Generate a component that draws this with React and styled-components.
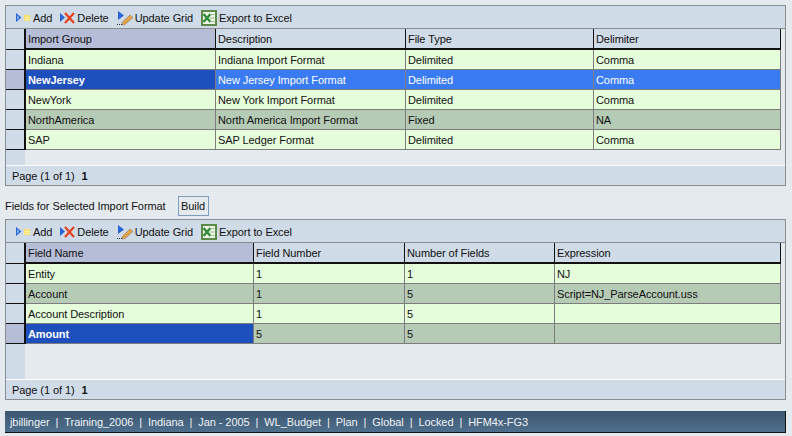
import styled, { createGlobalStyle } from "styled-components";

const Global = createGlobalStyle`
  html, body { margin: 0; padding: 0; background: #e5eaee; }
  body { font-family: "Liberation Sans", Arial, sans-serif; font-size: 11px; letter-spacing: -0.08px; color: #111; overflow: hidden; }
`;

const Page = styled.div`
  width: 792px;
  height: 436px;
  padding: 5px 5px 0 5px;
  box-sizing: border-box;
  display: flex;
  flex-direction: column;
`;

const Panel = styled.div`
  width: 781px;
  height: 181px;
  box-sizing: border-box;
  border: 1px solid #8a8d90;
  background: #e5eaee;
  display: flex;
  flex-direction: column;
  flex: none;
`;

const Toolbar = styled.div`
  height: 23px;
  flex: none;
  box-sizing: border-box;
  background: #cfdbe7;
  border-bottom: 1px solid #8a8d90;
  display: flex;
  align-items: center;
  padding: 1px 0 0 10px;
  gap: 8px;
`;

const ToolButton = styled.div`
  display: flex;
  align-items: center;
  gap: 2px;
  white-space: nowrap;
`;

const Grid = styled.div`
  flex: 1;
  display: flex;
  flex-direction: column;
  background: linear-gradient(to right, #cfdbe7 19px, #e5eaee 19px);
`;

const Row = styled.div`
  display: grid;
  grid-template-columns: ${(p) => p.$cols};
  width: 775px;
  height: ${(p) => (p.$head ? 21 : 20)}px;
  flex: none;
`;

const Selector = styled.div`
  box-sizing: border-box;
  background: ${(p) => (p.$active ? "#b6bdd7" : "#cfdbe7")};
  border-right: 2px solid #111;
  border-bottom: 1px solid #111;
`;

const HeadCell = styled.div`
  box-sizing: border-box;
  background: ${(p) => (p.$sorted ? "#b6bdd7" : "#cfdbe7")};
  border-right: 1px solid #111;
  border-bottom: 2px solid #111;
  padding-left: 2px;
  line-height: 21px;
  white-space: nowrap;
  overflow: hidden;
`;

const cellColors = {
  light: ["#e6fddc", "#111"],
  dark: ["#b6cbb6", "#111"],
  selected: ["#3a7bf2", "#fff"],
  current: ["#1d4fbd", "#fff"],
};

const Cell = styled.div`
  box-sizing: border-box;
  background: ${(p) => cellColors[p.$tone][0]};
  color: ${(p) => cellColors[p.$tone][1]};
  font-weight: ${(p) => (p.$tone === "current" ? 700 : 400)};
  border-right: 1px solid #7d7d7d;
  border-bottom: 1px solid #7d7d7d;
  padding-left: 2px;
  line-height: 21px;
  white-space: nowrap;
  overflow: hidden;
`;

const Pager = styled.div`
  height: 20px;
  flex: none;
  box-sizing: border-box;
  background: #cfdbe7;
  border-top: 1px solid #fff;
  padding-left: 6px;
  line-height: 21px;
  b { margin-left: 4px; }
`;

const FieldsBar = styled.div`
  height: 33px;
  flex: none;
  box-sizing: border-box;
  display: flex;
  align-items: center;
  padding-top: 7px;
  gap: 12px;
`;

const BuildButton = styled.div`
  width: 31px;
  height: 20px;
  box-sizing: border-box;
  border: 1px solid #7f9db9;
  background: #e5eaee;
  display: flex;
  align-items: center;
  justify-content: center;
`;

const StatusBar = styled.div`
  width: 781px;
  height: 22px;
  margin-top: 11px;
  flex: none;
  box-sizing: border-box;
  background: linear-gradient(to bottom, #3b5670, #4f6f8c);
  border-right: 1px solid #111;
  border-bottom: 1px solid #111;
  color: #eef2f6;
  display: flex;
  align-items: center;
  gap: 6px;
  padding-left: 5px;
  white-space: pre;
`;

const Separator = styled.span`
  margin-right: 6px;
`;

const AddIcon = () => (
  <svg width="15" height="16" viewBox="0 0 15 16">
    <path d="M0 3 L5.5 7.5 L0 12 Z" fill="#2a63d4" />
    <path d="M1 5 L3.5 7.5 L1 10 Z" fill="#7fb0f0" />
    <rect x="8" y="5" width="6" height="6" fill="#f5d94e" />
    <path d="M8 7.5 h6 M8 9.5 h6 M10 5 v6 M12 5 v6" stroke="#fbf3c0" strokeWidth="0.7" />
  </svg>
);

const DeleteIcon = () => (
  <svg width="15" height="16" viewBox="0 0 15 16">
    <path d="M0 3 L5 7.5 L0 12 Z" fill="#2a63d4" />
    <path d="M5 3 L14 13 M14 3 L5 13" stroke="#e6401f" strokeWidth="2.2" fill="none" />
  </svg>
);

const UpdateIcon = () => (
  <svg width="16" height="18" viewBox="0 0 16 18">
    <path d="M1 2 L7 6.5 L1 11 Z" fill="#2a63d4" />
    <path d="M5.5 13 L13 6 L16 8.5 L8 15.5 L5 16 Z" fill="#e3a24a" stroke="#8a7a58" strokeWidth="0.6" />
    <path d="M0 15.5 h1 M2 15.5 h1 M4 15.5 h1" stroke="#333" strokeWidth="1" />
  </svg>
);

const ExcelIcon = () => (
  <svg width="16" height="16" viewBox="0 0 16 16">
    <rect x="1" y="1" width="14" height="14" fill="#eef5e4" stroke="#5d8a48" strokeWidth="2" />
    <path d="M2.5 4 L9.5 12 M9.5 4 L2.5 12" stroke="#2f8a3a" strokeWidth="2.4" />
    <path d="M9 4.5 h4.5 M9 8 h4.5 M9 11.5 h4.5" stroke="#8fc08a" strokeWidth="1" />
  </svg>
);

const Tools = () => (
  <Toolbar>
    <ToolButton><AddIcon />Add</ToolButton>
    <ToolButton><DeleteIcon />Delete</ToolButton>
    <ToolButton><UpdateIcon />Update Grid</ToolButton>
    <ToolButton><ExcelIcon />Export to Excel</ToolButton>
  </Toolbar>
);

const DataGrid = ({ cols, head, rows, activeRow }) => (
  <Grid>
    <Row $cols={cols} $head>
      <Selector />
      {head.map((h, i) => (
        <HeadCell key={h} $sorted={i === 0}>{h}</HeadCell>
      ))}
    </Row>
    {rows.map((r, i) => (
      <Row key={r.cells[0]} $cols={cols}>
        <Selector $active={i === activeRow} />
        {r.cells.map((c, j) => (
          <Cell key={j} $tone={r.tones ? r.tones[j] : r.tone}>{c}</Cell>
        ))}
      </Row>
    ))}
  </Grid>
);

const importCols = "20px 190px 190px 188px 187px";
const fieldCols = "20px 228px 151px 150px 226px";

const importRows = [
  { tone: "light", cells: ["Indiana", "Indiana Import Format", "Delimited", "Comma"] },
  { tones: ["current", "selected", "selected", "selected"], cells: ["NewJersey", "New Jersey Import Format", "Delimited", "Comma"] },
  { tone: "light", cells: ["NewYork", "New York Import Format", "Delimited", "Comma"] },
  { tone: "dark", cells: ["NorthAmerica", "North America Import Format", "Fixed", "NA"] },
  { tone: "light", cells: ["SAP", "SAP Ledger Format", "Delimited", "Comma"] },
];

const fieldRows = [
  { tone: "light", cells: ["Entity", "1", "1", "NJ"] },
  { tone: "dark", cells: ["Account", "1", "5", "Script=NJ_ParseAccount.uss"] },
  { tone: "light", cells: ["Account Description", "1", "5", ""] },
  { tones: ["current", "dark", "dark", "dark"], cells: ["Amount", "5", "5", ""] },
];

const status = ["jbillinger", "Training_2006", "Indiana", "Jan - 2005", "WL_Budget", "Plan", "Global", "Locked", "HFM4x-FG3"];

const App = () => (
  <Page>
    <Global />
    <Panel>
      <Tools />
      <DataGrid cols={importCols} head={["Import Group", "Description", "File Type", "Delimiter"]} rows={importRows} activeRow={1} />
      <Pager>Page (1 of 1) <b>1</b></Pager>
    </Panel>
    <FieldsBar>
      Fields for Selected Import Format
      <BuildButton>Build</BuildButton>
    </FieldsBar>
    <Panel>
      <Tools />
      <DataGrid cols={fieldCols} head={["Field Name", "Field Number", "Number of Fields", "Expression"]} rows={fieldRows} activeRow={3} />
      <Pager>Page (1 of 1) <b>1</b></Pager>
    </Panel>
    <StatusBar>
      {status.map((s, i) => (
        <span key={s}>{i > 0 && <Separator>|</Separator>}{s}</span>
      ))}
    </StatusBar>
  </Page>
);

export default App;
........
### [What you will do]
Each line that holds the word "components" is to be copied.

### [Exercise output]
Generate a component that draws this with React and styled-components.
import styled, { createGlobalStyle } from "styled-components";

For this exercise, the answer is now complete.